Mental health issues are a growing concern in today’s modern world. Around 450 million people suffer from mental illness of some kind, but only one in three of those people actively seek treatment. We do know that interaction with nature provides benefits for mental health and being around nature has been shown to have a positive effect on those suffering form anxiety, depression and stress. Formal ecotherapy programs are on the rise – but in our increasingly urbanised world, how can we help people find the benefits of nature on their own doorsteps?

”If the evidence shows that nature contact helps to buffer against negative impacts from other environmental predictors of health, then access to these landscapes can be considered a matter of environmental justice,” says Greg Bratman, lead author of the research and assistant professor at the UW School of Environmental and Forest Sciences. He adds that he hopes that the framework could eventually be used address health disparities across diverse communities.
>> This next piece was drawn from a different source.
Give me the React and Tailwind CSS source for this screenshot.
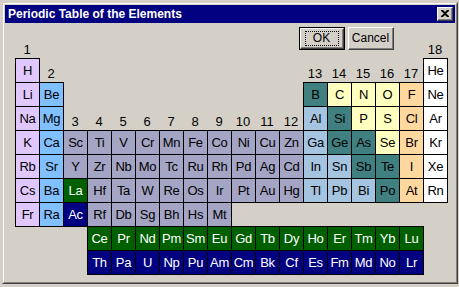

The study involved the co-operation of more than two dozen experts in health, social care and environmental science, taking a cross-disciplinary approach towards the mental health benefits of the natural environment. To implement the study’s recommended conceptual framework would requite a shift of thinking across the urban planning environment. However, as a 2016 study published in the Lancet shows, mental health problems make up by far the leading burden of global disease [5]. If something as relatively simple as better urban planning can help to reduce that burden – and bring added environmental and physical health benefits too – then surely, it’s a shift of thinking which must be made.